May 26, 2006
Martha Stewart and Enron
Posted by Lisa Fairfax

Ironically, yesterday was Martha Stewart’s deadline for responding to the SEC’s insider trading charges against her. Martha Stewart has chosen to fight the charges. The Enron verdict may have made her decision easier. Although it is risky to make comparisons to Enron, certainly Martha Stewart could have been heartened by the fact that the insider trading charges were the only ones on which Skilling was able to obtain a not guilty verdict. As Joan Heminway (at Tennessee College of Law) has pointed out, the insider trading charges against Martha Stewart are relatively novel and hence may be difficult to prove. Thus, if Enron jurors believed that there was not enough proof to demonstrate insider trading based on the the seemingly straightforward facts of Skilling’s trades, then jurors may be even more skeptical of the charges against Martha Stewart.
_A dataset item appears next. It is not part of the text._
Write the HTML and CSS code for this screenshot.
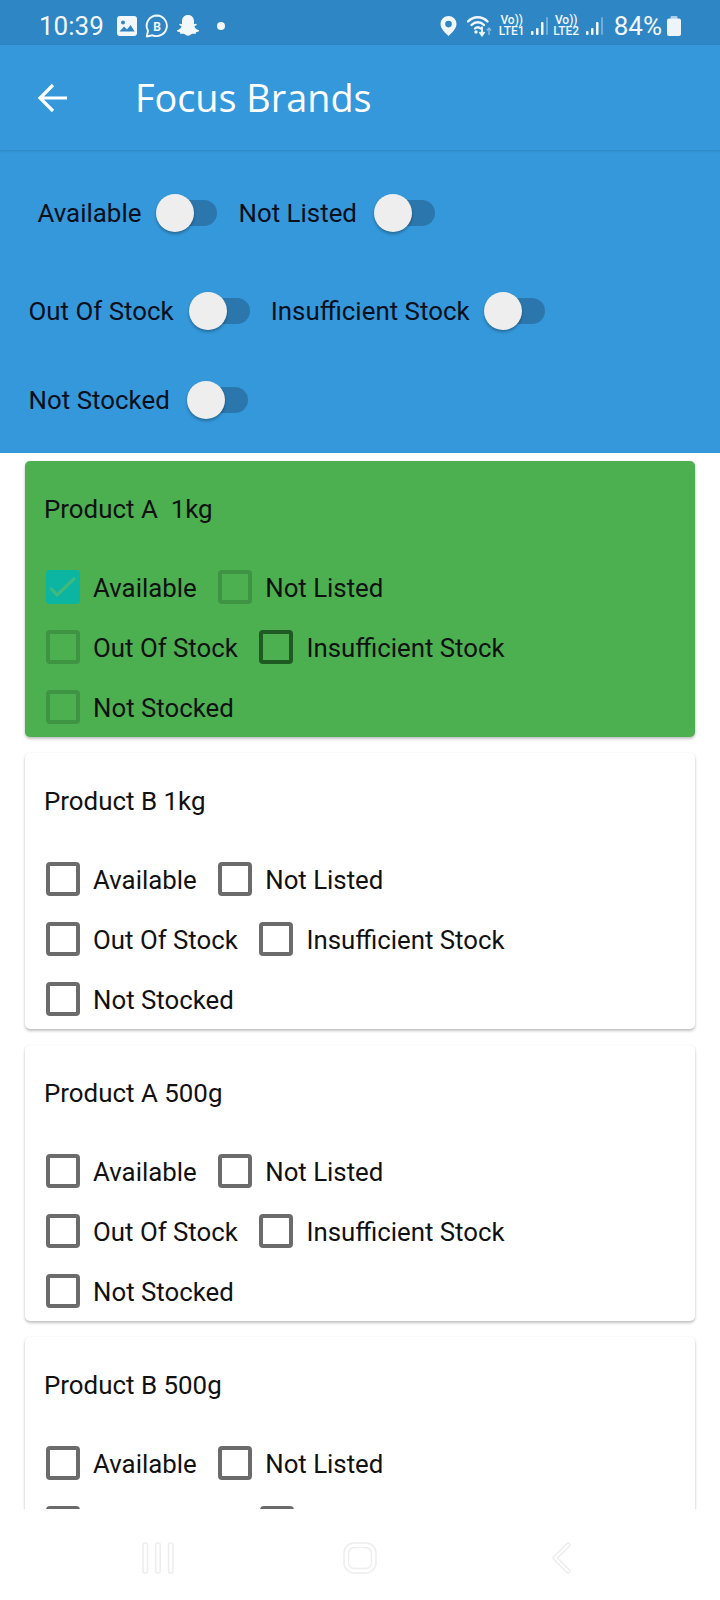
FILE: index.html
```html
<!DOCTYPE html>
<html lang="en">
<head>
<meta charset="utf-8">
<title>Focus Brands</title>
<link rel="stylesheet" href="styles.css">
</head>
<body>
<div class="phone">
  <header class="status">
    <div class="status-left">
      <span class="time">10:39</span>
      <svg class="ic-img" viewBox="0 0 20 20"><rect width="20" height="20" rx="3" fill="#f2f7fb"/><circle cx="6" cy="6.4" r="2" fill="#2e86c4"/><path d="M2.500 15.500 7 10.500l3 3 3.600-4.600 4 6.600z" fill="#2e86c4"/></svg>
      <svg class="ic-biz" viewBox="0 0 24 24"><path d="M12 1.500a10.300 10.300 0 0 0-9 15.300L1.800 22.500l5.800-1.200A10.300 10.300 0 1 0 12 1.500z" fill="none" stroke="#f2f7fb" stroke-width="1.900" stroke-linejoin="round"/><text x="12" y="16.600" text-anchor="middle" class="biz-b">B</text></svg>
      <svg class="ic-snap" viewBox="0 0 24 24"><path d="M12 1c3.700 0 6 2.700 6 6.200v3.100l2-.5c.9 0 1.100 1 .3 1.500l-1.900 1c.5 2 2 3.300 4.300 4 .6.200.5 1-.2 1.300-1 .4-2 .5-2.500.8-.3.500-.2 1.500-.9 1.500-1 0-2.300-.4-3.400.1-1 .5-2 1.800-3.700 1.800s-2.700-1.300-3.700-1.800c-1.100-.5-2.400-.1-3.400-.1-.7 0-.6-1-.9-1.500-.5-.3-1.500-.4-2.500-.8-.7-.3-.8-1.100-.2-1.300 2.300-.7 3.800-2 4.300-4l-1.900-1c-.8-.5-.6-1.500.3-1.500l2 .5V7.200C6 3.700 8.300 1 12 1z" fill="#f2f7fb"/></svg>
      <span class="dot"></span>
    </div>
    <div class="status-right">
      <svg class="ic-pin" viewBox="0 0 17 20"><path fill-rule="evenodd" d="M8.500 0A8 8 0 0 0 .5 8c0 5 5.500 9.600 8 12 2.500-2.400 8-7 8-12a8 8 0 0 0-8-8zm0 4.800a3.300 3.300 0 1 1 0 6.600 3.300 3.300 0 0 1 0-6.600z" fill="#f2f7fb"/></svg>
      <svg class="ic-wifi" viewBox="0 0 25 22"><g fill="none" stroke="#f2f7fb" stroke-width="2.400" stroke-linecap="round"><path d="M1 6.500C6.500 .8 15 .8 20.500 6.500"/><path d="M4.500 10c3.700-3.700 8.800-3.700 12.500 0"/><path d="M8 13.500c1.800-1.700 3.700-1.700 5.500 0"/></g><circle cx="9" cy="17" r="1.700" fill="#f2f7fb"/><path d="M15 11.500v8M12.500 17l2.500 3.500 2.500-3.500" fill="none" stroke="#f2f7fb" stroke-width="1.800"/><path d="M22 20v-7M20 15.500l2-2.500 2 2.500" fill="none" stroke="#8fc0e2" stroke-width="1.300"/></svg>
      <span class="lte"><span>Vo))</span><span>LTE1</span></span>
      <svg class="ic-sig" viewBox="0 0 17 20"><rect x="0" y="15" width="2.500" height="4" rx="1" fill="#f2f7fb"/><rect x="5" y="12" width="2.500" height="7" rx="1" fill="#f2f7fb"/><rect x="10" y="6" width="2.500" height="13" rx="1" fill="#f2f7fb"/><rect x="15" y="1" width="2" height="18" rx="1" fill="#6fadd8"/></svg>
      <span class="lte lte-2"><span>Vo))</span><span>LTE2</span></span>
      <svg class="ic-sig" viewBox="0 0 17 20"><rect x="0" y="15" width="2.500" height="4" rx="1" fill="#f2f7fb"/><rect x="5" y="12" width="2.500" height="7" rx="1" fill="#f2f7fb"/><rect x="10" y="6" width="2.500" height="13" rx="1" fill="#f2f7fb"/><rect x="15" y="1" width="2" height="18" rx="1" fill="#6fadd8"/></svg>
      <span class="pct">84%</span>
      <svg class="ic-bat" viewBox="0 0 14 20"><rect x="3.500" y="0" width="7" height="3" rx="1" fill="#a9cfe9"/><rect x="0" y="2.500" width="14" height="17.500" rx="2" fill="#eef5fa"/></svg>
    </div>
  </header>

  <div class="appbar">
    <svg class="back" viewBox="0 0 30 30"><path d="M29 15H2M15 2 2 15l13 13" fill="none" stroke="#fff" stroke-width="3.200"/></svg>
    <h1 class="title">Focus Brands</h1>
  </div>

  <section class="filters">
    <div class="filter-row row-a">
      <span class="filter-label">Available</span><span class="toggle"></span>
      <span class="filter-label next">Not Listed</span><span class="toggle"></span>
    </div>
    <div class="filter-row row-b">
      <span class="filter-label">Out Of Stock</span><span class="toggle"></span>
      <span class="filter-label next">Insufficient Stock</span><span class="toggle"></span>
    </div>
    <div class="filter-row row-c">
      <span class="filter-label">Not Stocked</span><span class="toggle"></span>
    </div>
  </section>

  <main class="list">
    <article class="card card-green">
      <h2 class="product">Product A&nbsp; 1kg</h2>
      <div class="opts">
        <label class="opt"><span class="box box-checked"><svg viewBox="0 0 34 34"><path d="M4.500 18l6.500 7 18-17" fill="none" stroke="#3fb97c" stroke-width="3.200"/></svg></span><span class="opt-text">Available</span></label>
        <label class="opt"><span class="box"></span><span class="opt-text">Not Listed</span></label>
      </div>
      <div class="opts">
        <label class="opt"><span class="box"></span><span class="opt-text">Out Of Stock</span></label>
        <label class="opt"><span class="box box-dark"></span><span class="opt-text">Insufficient Stock</span></label>
      </div>
      <div class="opts">
        <label class="opt"><span class="box"></span><span class="opt-text">Not Stocked</span></label>
      </div>
    </article>

    <article class="card">
      <h2 class="product">Product B 1kg</h2>
      <div class="opts">
        <label class="opt"><span class="box"></span><span class="opt-text">Available</span></label>
        <label class="opt"><span class="box"></span><span class="opt-text">Not Listed</span></label>
      </div>
      <div class="opts">
        <label class="opt"><span class="box"></span><span class="opt-text">Out Of Stock</span></label>
        <label class="opt"><span class="box"></span><span class="opt-text">Insufficient Stock</span></label>
      </div>
      <div class="opts">
        <label class="opt"><span class="box"></span><span class="opt-text">Not Stocked</span></label>
      </div>
    </article>

    <article class="card">
      <h2 class="product">Product A 500g</h2>
      <div class="opts">
        <label class="opt"><span class="box"></span><span class="opt-text">Available</span></label>
        <label class="opt"><span class="box"></span><span class="opt-text">Not Listed</span></label>
      </div>
      <div class="opts">
        <label class="opt"><span class="box"></span><span class="opt-text">Out Of Stock</span></label>
        <label class="opt"><span class="box"></span><span class="opt-text">Insufficient Stock</span></label>
      </div>
      <div class="opts">
        <label class="opt"><span class="box"></span><span class="opt-text">Not Stocked</span></label>
      </div>
    </article>

    <article class="card">
      <h2 class="product">Product B 500g</h2>
      <div class="opts">
        <label class="opt"><span class="box"></span><span class="opt-text">Available</span></label>
        <label class="opt"><span class="box"></span><span class="opt-text">Not Listed</span></label>
      </div>
      <div class="opts">
        <span class="box"></span>
        <span class="box box-second"></span>
      </div>
    </article>
  </main>

  <nav class="navbar">
    <span class="nav-slot"><svg class="nav-recent" viewBox="0 0 32 32"><g fill="none" stroke="#ededed" stroke-width="1.500"><rect x="1" y="1" width="4.500" height="30" rx="2"/><rect x="13.700" y="1" width="4.500" height="30" rx="2"/><rect x="26.500" y="1" width="4.500" height="30" rx="2"/></g></svg></span>
    <span class="nav-slot"><svg class="nav-home" viewBox="0 0 34 32"><g fill="none" stroke="#ededed" stroke-width="1.500"><rect x="1" y="1" width="32" height="30" rx="10"/><rect x="5.500" y="5.500" width="23" height="21" rx="6"/></g></svg></span>
    <span class="nav-slot"><svg class="nav-back" viewBox="0 0 20 32"><path d="M16 3 3 16l13 13" fill="none" stroke="#ededed" stroke-width="5" stroke-linecap="round" stroke-linejoin="round"/><path d="M16 3 3 16l13 13" fill="none" stroke="#fff" stroke-width="2.200" stroke-linecap="round" stroke-linejoin="round"/></svg></span>
  </nav>
</div>
</body>
</html>
```

FILE: styles.css
```css
* { box-sizing: border-box; }
html, body { margin: 0; padding: 0; }
body { background: #fff; font-family: Roboto, "Liberation Sans", sans-serif; }

.phone { width: 720px; height: 1600px; display: flex; flex-direction: column; overflow: hidden; }

/* status bar */
.status { height: 45px; flex: none; background: #2e86c4; display: flex; justify-content: space-between; align-items: center; padding: 7px 39px 0 39px; color: #f2f7fb; }
.status-left, .status-right { display: flex; align-items: center; }
.time { font-size: 26px; line-height: 30px; margin-right: 13px; }
.ic-img { width: 20px; height: 20px; margin-right: 8px; }
.ic-biz { width: 24px; height: 24px; margin-right: 7px; }
.ic-snap { width: 24px; height: 24px; margin-right: 17px; }
.biz-b { font-family: Roboto, sans-serif; font-size: 12px; font-weight: 700; fill: #f2f7fb; }
.dot { width: 8px; height: 8px; border-radius: 50%; background: #f2f7fb; }
.ic-pin { width: 17px; height: 20px; margin-right: 10px; }
.ic-wifi { width: 25px; height: 22px; margin-right: 8px; }
.lte { display: flex; flex-direction: column; align-items: center; font-size: 12px; line-height: 11px; width: 24px; margin-right: 7px; font-weight: 500; }
.lte-2 { width: 25px; }
.ic-sig { width: 17px; height: 20px; margin-right: 6px; }
.lte-2 + .ic-sig { margin-right: 11px; }
.pct { font-size: 26px; line-height: 30px; margin-right: 5px; }
.ic-bat { width: 14px; height: 20px; }

/* app bar */
.appbar { height: 105px; flex: none; background: #3498db; display: flex; align-items: center; padding-left: 38px; box-shadow: 0 1px 2px rgba(0, 0, 0, .12); position: relative; }
.back { width: 30px; height: 30px; margin-right: 67px; }
.title { margin: 0; font-family: "Open Sans", "Noto Sans", sans-serif; font-weight: 400; font-size: 37.800px; line-height: 44px; color: #fff; }

/* filter panel */
.filters { height: 303px; flex: none; background: #3498db; padding-top: 44px; }
.filter-row { display: flex; align-items: center; height: 38px; }
.row-a { padding-left: 37.500px; }
.row-b { padding-left: 28.500px; margin-top: 60px; }
.row-c { padding-left: 28.500px; margin-top: 51px; }
.filter-label { font-size: 25.900px; line-height: 30px; color: #0a0f1c; margin-right: 15px; }
.filter-label.next { margin-left: 21px; }
.row-a .filter-label.next { margin-right: 17px; }
.row-b .filter-label.next { margin-right: 14px; }
.row-c .filter-label { margin-right: 17.500px; }
.toggle { width: 61px; height: 38px; flex: none; position: relative; }
.toggle::before { content: ""; position: absolute; left: 14px; right: 0; top: 6px; height: 26px; border-radius: 13px; background: #2b77ad; }
.toggle::after { content: ""; position: absolute; left: 0; top: 0; width: 38px; height: 38px; border-radius: 50%; background: #eeeeee; box-shadow: 0 2px 3px rgba(0, 0, 0, .3); }

/* product list */
.list { flex: 1; min-height: 0; overflow: hidden; padding: 8px 25px 0; display: flex; flex-direction: column; gap: 16px; }
.card { height: 276px; flex: none; background: #fff; border-radius: 5px; box-shadow: 0 2px 3px rgba(0, 0, 0, .24), 0 0 2px rgba(0, 0, 0, .07); padding-left: 19px; }
.card-green { background: #4caf50; }
.product { margin: 0; height: 96px; padding-top: 0; font-weight: 400; font-size: 25.900px; line-height: 96px; color: #111; }
.opts { display: flex; align-items: center; gap: 21px; height: 60px; padding-left: 1.500px; }
.opt { display: flex; align-items: center; gap: 13.600px; font-size: 25.800px; line-height: 30px; color: #111; }
.opt-text { padding-top: 2px; }
.box { width: 34px; height: 34px; flex: none; border: 4px solid #6b6b6b; border-radius: 4px; display: block; }
.box-second { margin-left: 159px; }
.card-green .box { border-color: #3f9443; }
.card-green .box-dark { border-color: #1e5a22; }
.card-green .box-checked { border: 0; background: #0bb5a2; }
.box svg { display: block; width: 34px; height: 34px; }

/* navigation bar */
.navbar { height: 91px; flex: none; background: #fff; display: flex; justify-content: center; align-items: flex-start; padding-top: 33px; position: relative; }
.nav-slot { width: 202px; height: 32px; display: flex; justify-content: center; }
.nav-recent { width: 32px; height: 32px; }
.nav-home { width: 34px; height: 32px; }
.nav-back { width: 20px; height: 32px; }
```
Yet even using Enron as a benchmark, Martha Stewart’s decision is risky. Besides the obvious distinction that Martha Stewart’s charges are civil and not criminal, the Enron verdict appears to demontrates a desire by jurors to hold CEOs accountable. Martha Stewart has to wonder if the prison time she's served has quenched this desire or if the public believes she still has more accounting to do.